My friend and business partner (in sports scheduling), George Nemhauser, read my post on air taxis and wrote to remind me that Georgia Tech worked with DayJet on the optimization issues that are key to the efficient running of their operation. This led me to an USA Today article by Kevin Maney that I had missed on the subject. The article covers the optimization issues very well:
Tech industry veteran Ed Iacobucci seems an improbable guy to start a new kind of airline. It’s like Donald Trump starting a chain of Laundromats, or Tom Cruise marketing an anti-depression drug.
Pretty jarring, in other words.
But he isn’t really starting an airline, much as eBay didn’t start a flea market. Iacobucci is a one-time IBM tech whiz and founder of software maker Citrix Systems. Over the past four years, he and his team have built a breakthrough computer system for solving highly complex optimization problems.
An optimization problem is like when a mom has to pick up one kid at soccer, one at dance, buy groceries, walk the dog and volunteer at church, and has to figure out the most efficient way to do them all. Now try that for hundreds of moms and hundreds of tasks all at once.
“This is hard stuff,” Iacobucci says. “There’s a lot of new science involved.”
His team is using this system to launch DayJet, the first true on-demand air service. Such a service could not exist without the new computer system. Basically, Iacobucci has started a technology company that will make its money by flying people around.
I love the phrase “a technology company that will make its money by flying people around”. I would like the phrase “an operations research company that will make its money by flying people around” even better, because that is what DayJet really is. Just like Amazon is an operations research company that makes its money by selling books and more, and FedEx is an operations research company …
The article goes on and makes a very clear point about the scale of the optimization, and the need for timely schedules:
If you have a bunch of little jets and a bunch of people in different cities who want a ride, Iacobucci thought, software should be able to figure out the most efficient way to scatter the planes so they can transport the people — while charging enough to make a profit but not nearly as much as a traditional charter plane service.
Good idea, until you start considering all the variables involved. Matching people, cities and aircraft seats is tough enough, but add in crew schedules, maintenance, fuel costs and the uncertainties of weather — plus the need to quote ticket prices before all the variables are in place — and you’ve got a computational mountain no one had yet climbed.

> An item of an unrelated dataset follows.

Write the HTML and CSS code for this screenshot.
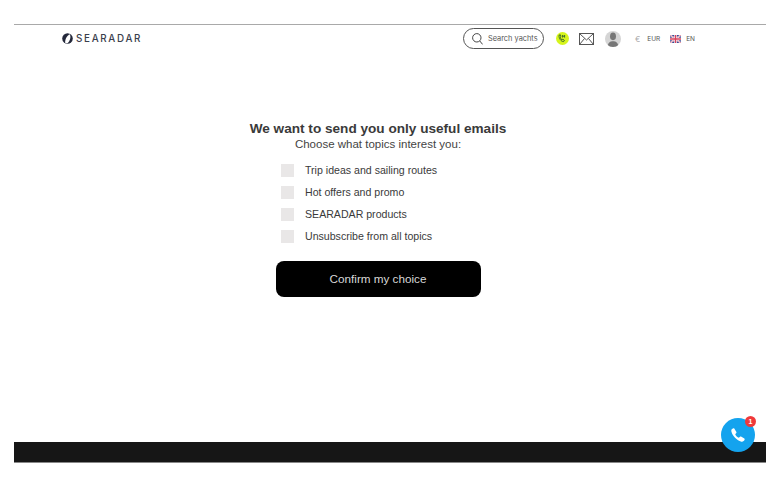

“When I told our team what we wanted to do, they went like this,” Iacobucci says as he makes a cross with his fingers — the way you’d ward off vampires. That’s serious, considering his team includes a couple of former Soviet rocket scientists and the complexity theory department at Georgia Tech, which helped DayJet crack the problem.
As customers put in their requests, the system continually crunches all the departure and arrival requests, plane availability, weather patterns and so on, coming up with a new best answer for schedules and prices every five seconds, always trying — as the DayJet folks say — to get the solution “within 2% of optimality.”
You have to appreciate how remarkable that is. When you’re making everyday, multi-faceted decisions — What should I make for dinner? Should I finish this report or see my kid’s soccer game? — it’s pretty unlikely you ever get within 2% of optimality. I think Donna Reed used to, but I’m sure that’s escaped every other human since.
The DayJet system crunches answers and ranges of probability until a couple of hours before jets would have to take off. “Then the schedule starts to gelatinize,” says Brad Noe, DayJet’s VP of engineering. “And it comes up with a plan.”
This is a great example of academia/business interaction in operations research to come up with businesses that could not exist twenty years ago.